▶ _Provided information_:
====================
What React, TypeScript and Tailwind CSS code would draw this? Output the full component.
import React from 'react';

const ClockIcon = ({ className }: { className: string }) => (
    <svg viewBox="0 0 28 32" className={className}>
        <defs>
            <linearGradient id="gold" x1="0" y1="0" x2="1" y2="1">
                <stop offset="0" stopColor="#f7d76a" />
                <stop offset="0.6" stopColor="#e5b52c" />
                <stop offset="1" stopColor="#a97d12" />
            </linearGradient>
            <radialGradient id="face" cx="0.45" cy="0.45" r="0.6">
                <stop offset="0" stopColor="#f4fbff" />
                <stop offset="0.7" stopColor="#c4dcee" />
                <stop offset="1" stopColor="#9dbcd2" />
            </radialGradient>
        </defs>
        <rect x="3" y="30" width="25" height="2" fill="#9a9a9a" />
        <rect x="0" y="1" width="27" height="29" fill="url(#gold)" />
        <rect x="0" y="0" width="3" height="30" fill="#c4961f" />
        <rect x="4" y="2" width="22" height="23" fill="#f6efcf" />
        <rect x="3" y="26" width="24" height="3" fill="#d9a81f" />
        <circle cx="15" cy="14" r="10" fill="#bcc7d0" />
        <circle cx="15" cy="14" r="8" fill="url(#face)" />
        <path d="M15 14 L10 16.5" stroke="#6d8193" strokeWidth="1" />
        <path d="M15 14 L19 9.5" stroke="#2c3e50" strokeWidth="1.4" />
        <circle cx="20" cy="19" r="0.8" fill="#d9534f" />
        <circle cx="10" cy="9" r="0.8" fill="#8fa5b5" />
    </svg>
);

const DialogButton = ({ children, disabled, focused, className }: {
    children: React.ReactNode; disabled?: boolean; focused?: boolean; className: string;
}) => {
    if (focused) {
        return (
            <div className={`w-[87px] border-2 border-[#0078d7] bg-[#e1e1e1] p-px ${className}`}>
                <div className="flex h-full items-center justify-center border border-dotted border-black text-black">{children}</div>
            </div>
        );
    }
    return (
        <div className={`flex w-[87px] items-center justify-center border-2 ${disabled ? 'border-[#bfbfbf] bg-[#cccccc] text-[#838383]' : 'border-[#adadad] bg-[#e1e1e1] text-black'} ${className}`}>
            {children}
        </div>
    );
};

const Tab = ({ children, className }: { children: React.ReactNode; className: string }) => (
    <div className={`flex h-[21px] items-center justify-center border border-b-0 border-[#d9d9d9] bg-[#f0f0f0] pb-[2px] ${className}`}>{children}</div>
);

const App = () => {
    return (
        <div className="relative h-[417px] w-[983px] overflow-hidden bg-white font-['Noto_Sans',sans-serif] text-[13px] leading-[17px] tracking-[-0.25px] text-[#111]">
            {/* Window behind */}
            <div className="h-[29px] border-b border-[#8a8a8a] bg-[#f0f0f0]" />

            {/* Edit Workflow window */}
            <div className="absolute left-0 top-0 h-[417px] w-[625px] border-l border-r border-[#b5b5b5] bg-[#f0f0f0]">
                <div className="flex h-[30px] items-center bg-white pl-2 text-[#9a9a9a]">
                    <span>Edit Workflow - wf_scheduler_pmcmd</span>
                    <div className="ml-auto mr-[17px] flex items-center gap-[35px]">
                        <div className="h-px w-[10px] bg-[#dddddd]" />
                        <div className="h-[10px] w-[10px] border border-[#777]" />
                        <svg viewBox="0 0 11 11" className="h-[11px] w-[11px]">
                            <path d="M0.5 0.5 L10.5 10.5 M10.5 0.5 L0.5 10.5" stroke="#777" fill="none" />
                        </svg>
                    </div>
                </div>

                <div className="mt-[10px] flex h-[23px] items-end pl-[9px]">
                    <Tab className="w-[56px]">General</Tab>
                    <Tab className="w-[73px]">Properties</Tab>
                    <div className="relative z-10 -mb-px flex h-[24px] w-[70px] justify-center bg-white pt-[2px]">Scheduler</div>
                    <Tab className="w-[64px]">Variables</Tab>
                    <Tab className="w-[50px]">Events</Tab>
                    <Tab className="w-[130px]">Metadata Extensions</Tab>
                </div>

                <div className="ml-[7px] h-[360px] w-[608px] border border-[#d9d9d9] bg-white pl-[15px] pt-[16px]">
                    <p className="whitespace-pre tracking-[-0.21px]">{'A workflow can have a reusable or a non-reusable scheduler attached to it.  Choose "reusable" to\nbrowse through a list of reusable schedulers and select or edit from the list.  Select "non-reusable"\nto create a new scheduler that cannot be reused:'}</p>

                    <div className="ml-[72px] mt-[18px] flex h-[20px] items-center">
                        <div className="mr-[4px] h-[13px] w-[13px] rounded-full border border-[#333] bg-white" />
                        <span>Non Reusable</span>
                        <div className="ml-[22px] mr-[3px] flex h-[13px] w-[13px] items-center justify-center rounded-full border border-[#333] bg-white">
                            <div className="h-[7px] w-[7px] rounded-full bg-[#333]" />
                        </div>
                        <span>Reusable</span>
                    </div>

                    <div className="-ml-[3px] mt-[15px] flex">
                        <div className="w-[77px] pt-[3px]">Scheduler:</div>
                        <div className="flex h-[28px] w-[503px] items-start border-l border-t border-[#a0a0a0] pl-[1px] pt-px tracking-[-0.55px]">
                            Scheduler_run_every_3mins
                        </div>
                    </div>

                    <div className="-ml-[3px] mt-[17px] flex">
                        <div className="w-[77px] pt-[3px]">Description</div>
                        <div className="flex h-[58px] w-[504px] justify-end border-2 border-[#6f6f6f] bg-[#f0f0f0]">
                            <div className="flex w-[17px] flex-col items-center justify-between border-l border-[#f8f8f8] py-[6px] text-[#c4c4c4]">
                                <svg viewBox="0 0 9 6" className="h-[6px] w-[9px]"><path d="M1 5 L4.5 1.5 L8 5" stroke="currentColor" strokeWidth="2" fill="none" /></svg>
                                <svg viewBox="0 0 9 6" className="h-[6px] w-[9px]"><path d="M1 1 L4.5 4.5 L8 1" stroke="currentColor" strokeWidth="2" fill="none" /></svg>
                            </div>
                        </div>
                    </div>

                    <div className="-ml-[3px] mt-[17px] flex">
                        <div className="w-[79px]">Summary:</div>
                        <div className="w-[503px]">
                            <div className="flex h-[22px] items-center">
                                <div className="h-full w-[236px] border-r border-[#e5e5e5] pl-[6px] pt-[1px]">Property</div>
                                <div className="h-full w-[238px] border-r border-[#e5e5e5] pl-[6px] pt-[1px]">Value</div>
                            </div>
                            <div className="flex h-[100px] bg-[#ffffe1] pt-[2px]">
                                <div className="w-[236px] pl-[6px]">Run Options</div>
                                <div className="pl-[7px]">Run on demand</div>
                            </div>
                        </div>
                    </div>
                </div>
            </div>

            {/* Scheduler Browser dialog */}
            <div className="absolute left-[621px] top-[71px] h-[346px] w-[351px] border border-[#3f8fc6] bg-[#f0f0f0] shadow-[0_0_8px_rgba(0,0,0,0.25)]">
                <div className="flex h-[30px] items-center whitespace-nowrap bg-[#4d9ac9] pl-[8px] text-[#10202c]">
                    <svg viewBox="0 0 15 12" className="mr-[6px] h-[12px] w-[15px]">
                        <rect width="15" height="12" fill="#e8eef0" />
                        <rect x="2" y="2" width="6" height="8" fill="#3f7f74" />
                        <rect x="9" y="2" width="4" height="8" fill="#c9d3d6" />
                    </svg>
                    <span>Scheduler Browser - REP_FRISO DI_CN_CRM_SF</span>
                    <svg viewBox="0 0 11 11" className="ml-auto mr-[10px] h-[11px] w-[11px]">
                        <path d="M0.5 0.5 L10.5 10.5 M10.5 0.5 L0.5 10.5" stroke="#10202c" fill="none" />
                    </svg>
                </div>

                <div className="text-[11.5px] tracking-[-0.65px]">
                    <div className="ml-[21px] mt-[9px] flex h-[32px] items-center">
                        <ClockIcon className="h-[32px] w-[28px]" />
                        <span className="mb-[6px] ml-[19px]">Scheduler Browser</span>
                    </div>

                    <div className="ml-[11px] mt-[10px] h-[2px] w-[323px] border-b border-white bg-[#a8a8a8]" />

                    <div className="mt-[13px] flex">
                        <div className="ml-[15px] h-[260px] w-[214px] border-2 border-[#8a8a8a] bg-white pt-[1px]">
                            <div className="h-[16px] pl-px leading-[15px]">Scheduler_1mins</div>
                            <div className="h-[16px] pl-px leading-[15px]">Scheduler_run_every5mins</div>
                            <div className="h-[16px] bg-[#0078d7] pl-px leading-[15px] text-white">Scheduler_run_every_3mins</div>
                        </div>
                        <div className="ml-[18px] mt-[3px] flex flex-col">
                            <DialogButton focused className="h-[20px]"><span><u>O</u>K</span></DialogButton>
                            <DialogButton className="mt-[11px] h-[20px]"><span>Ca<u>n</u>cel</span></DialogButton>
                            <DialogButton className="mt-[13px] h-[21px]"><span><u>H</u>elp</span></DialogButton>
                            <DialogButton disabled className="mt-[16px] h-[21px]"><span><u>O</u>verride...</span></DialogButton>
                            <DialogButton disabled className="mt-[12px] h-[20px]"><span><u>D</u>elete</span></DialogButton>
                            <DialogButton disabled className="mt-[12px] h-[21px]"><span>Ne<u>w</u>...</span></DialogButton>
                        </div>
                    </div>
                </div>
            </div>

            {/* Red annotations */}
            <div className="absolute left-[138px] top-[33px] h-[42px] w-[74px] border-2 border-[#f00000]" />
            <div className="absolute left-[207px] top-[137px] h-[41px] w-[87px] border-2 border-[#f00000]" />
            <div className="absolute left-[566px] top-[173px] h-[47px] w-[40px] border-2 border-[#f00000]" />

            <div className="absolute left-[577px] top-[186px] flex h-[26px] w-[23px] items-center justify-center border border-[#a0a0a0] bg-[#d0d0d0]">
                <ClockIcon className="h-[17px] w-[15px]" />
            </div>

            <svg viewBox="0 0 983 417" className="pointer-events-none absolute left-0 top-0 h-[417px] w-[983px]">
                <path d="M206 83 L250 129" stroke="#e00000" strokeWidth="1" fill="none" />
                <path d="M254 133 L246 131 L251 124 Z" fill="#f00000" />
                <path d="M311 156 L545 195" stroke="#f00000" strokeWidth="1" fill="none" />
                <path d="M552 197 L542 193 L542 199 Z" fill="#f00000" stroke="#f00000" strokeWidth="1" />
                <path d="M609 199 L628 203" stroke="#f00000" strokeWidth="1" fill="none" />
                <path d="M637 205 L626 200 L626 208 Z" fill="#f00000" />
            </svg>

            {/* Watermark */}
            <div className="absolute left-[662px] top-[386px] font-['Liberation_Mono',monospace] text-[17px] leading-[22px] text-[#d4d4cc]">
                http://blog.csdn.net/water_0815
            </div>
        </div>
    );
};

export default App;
====================
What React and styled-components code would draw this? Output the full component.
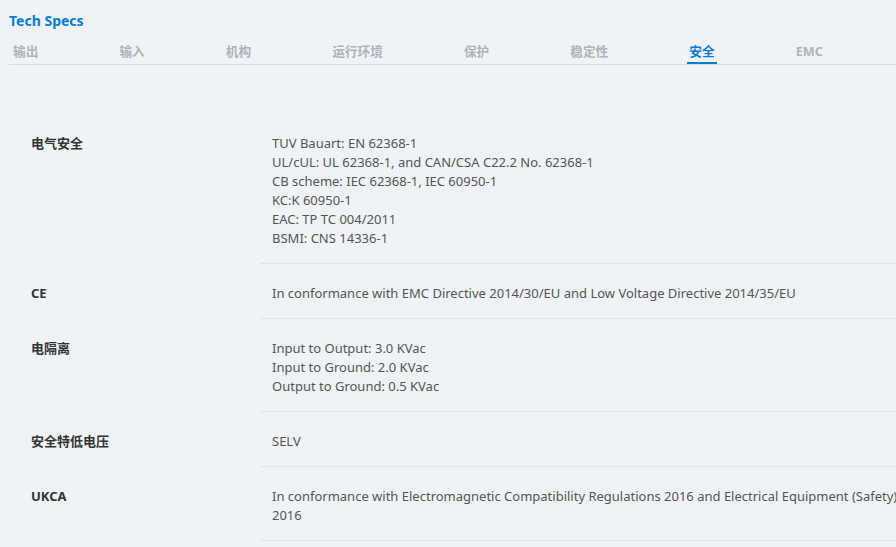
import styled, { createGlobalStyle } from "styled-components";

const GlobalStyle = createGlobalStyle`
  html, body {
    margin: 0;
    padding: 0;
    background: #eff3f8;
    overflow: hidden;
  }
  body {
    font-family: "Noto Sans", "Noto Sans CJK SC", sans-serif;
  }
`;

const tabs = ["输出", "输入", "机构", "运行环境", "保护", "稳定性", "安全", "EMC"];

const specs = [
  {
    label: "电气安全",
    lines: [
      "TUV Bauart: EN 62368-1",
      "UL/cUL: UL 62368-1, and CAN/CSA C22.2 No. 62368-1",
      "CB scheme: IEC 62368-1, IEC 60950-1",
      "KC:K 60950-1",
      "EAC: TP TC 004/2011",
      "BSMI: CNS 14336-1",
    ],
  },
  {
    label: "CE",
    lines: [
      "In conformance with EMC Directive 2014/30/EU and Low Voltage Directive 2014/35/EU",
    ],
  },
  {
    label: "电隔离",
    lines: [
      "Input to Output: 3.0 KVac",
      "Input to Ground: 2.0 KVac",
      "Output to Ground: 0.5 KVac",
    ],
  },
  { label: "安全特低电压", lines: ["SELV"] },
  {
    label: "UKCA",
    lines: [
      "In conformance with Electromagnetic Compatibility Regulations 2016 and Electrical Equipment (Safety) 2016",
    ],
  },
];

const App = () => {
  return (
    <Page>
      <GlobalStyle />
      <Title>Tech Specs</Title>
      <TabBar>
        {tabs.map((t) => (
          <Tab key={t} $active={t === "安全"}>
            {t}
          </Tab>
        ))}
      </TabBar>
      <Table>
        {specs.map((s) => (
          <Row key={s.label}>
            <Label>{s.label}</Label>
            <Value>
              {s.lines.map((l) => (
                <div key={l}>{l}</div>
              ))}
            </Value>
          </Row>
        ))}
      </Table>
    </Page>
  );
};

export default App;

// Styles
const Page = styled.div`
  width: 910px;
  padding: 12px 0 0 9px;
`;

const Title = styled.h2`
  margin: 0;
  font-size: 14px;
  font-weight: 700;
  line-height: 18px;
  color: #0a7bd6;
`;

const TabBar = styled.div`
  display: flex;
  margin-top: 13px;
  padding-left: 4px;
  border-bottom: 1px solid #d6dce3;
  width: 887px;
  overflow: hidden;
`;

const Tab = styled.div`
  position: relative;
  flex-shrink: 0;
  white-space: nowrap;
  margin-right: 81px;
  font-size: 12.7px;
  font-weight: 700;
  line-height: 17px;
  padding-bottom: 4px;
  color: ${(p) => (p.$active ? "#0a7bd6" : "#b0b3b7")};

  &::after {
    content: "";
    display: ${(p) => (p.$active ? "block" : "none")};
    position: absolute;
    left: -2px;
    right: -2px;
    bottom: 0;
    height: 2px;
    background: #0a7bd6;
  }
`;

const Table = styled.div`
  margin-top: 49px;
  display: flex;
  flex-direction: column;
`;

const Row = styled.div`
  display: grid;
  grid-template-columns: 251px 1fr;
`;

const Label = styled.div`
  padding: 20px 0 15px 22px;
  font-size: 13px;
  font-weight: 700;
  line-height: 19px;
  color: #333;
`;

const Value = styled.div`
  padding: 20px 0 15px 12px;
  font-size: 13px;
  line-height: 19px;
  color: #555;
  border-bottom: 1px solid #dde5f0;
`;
====================
▶ _What to work on_: Look through the material above and print exactly the lines from the one containing "What React, TypeScript" to the one containing "import React from 'react';", both included, and nothing more.

▶ _Task answer_:
What React, TypeScript and Tailwind CSS code would draw this? Output the full component.
import React from 'react';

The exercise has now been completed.